(Records with interface code)
--------------------
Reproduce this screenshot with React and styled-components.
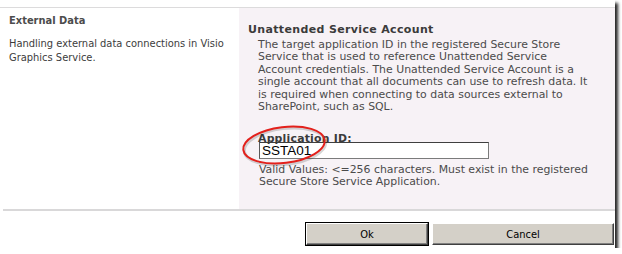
import React from 'react';
import styled, {createGlobalStyle} from 'styled-components';

const GlobalStyle = createGlobalStyle`
  html, body {
    margin: 0;
    padding: 0;
    background: #fff;
  }
`;

const App = () => {
  return (
      <>
        <GlobalStyle/>
        <Frame>
          <Section>
            <LeftCell>
              <SectionTitle>External Data</SectionTitle>
              <SectionHelp>
                Handling external data connections in Visio<br/>
                Graphics Service.
              </SectionHelp>
            </LeftCell>

            <RightCell>
              <FieldTitle>Unattended Service Account</FieldTitle>
              <FieldBody>
                <Description>
                  The target application ID in the registered Secure Store<br/>
                  Service that is used to reference Unattended Service<br/>
                  Account credentials. The Unattended Service Account is a<br/>
                  single account that all documents can use to refresh data. It<br/>
                  is required when connecting to data sources external to<br/>
                  SharePoint, such as SQL.
                </Description>

                <Label>Application ID:</Label>
                <TextInput defaultValue="SSTA01"/>
                <Hint>
                  Valid Values: &lt;=256 characters. Must exist in the registered<br/>
                  Secure Store Service Application.
                </Hint>

                <Mark viewBox="0 0 90 42">
                  <ellipse cx="46" cy="22.5" rx="41" ry="18"
                           transform="rotate(-7 46 22.5)"
                           fill="none" stroke="rgba(0,0,0,.16)" strokeWidth="3"/>
                  <ellipse cx="45" cy="21" rx="41" ry="18"
                           transform="rotate(-7 45 21)"
                           fill="none" stroke="#e3201b" strokeWidth="2"/>
                </Mark>
              </FieldBody>
            </RightCell>
          </Section>

          <Separator/>

          <ButtonRow>
            <Button primary>Ok</Button>
            <Button wide>Cancel</Button>
          </ButtonRow>
        </Frame>
      </>
  );
};

const Frame = styled.div`
  position: relative;
  width: 615px;
  height: 248px;
  box-sizing: border-box;
  padding-top: 7px;
  background: #fff;
  box-shadow: 3px 3px 3px rgba(0, 0, 0, .85);
  font-family: "DejaVu Sans", Verdana, sans-serif;
`;

const Section = styled.div`
  display: flex;
  height: 201px;
  border-top: 1px solid #dcdbdc;
`;

const LeftCell = styled.div`
  width: 239px;
  box-sizing: border-box;
  padding: 6px 0 0 9px;
  font-family: "DejaVu Sans Condensed", "Liberation Sans", sans-serif;
`;

const SectionTitle = styled.div`
  font-size: 11px;
  font-weight: bold;
  color: #4c4c4c;
  line-height: 14px;
`;

const SectionHelp = styled.div`
  margin-top: 9px;
  font-size: 11px;
  line-height: 14px;
  color: #3c3c3c;
`;

const RightCell = styled.div`
  flex: 1;
  background: #f7f2f6;
  padding: 15px 0 0 9px;
`;

const FieldTitle = styled.div`
  font-size: 11px;
  font-weight: bold;
  letter-spacing: .35px;
  color: #3b3b3b;
  line-height: 13px;
`;

const FieldBody = styled.div`
  position: relative;
  padding: 3px 0 0 10px;
  color: #4b4b4b;
  font-size: 10.9px;
  line-height: 12.4px;
  white-space: nowrap;
`;

const Description = styled.div``;

const Label = styled.div`
  margin-top: 20px;
  font-weight: bold;
  letter-spacing: .2px;
  color: #3b3b3b;
`;

const TextInput = styled.input`
  display: block;
  width: 230px;
  height: 17px;
  box-sizing: border-box;
  margin: -4px 0 0 1px;
  padding: 0 2px;
  border: 1px solid #7b7b7b;
  border-top-color: #3f3f3f;
  border-left-color: #5a5a5a;
  background: #fff;
  font-family: "Liberation Sans", Arial, sans-serif;
  font-size: 13.5px;
  color: #000;
  outline: none;
`;

const Hint = styled.div`
  margin-top: 5px;
  margin-left: 1px;
`;

const Mark = styled.svg`
  position: absolute;
  left: -9px;
  top: 88px;
  width: 90px;
  height: 42px;
  overflow: visible;
`;

const Separator = styled.div`
  height: 2px;
  margin-left: 3px;
  background: #d9d8d9;
`;

const ButtonRow = styled.div`
  display: flex;
  justify-content: flex-end;
  gap: 4px;
  padding: 12px 1px 0 0;
`;

const Button = styled.button`
  width: ${p => (p.wide ? '182px' : '122px')};
  height: 22px;
  box-sizing: border-box;
  padding: 0;
  background: #d4d0c8;
  font-family: "DejaVu Sans Condensed", "Liberation Sans", sans-serif;
  font-size: 11px;
  color: #000;
  border: 1px solid;
  border-color: #fff #404040 #404040 #fff;
  box-shadow: inset -1px -1px 0 #808080;
  outline: ${p => (p.primary ? '1px solid #000' : 'none')};
  outline-offset: 0;
`;

export default App;
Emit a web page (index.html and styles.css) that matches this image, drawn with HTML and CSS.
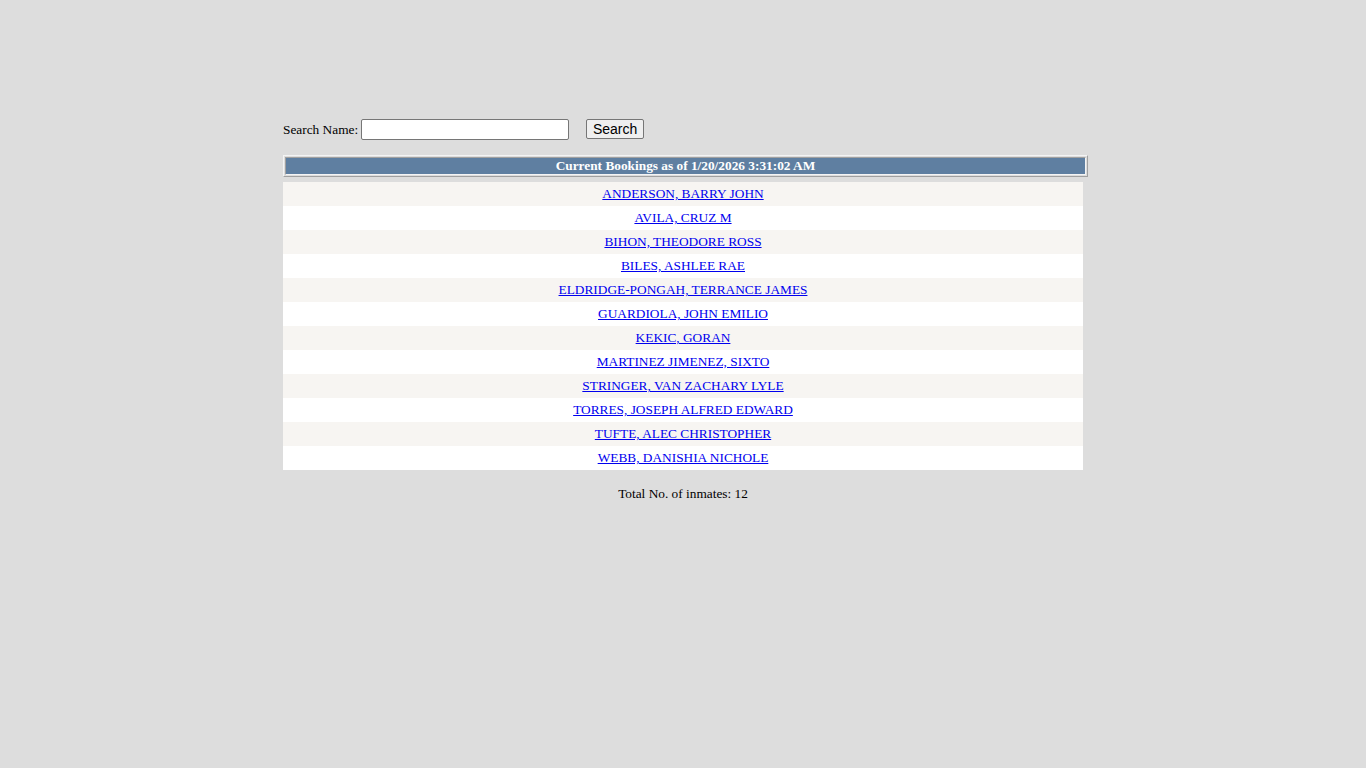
--------------------
__WHAT IS ASKED__: Scan the material above. Extract every line in which the word "React" occurs.

__RESPONSE__:
Reproduce this screenshot with React and styled-components.
import React from 'react';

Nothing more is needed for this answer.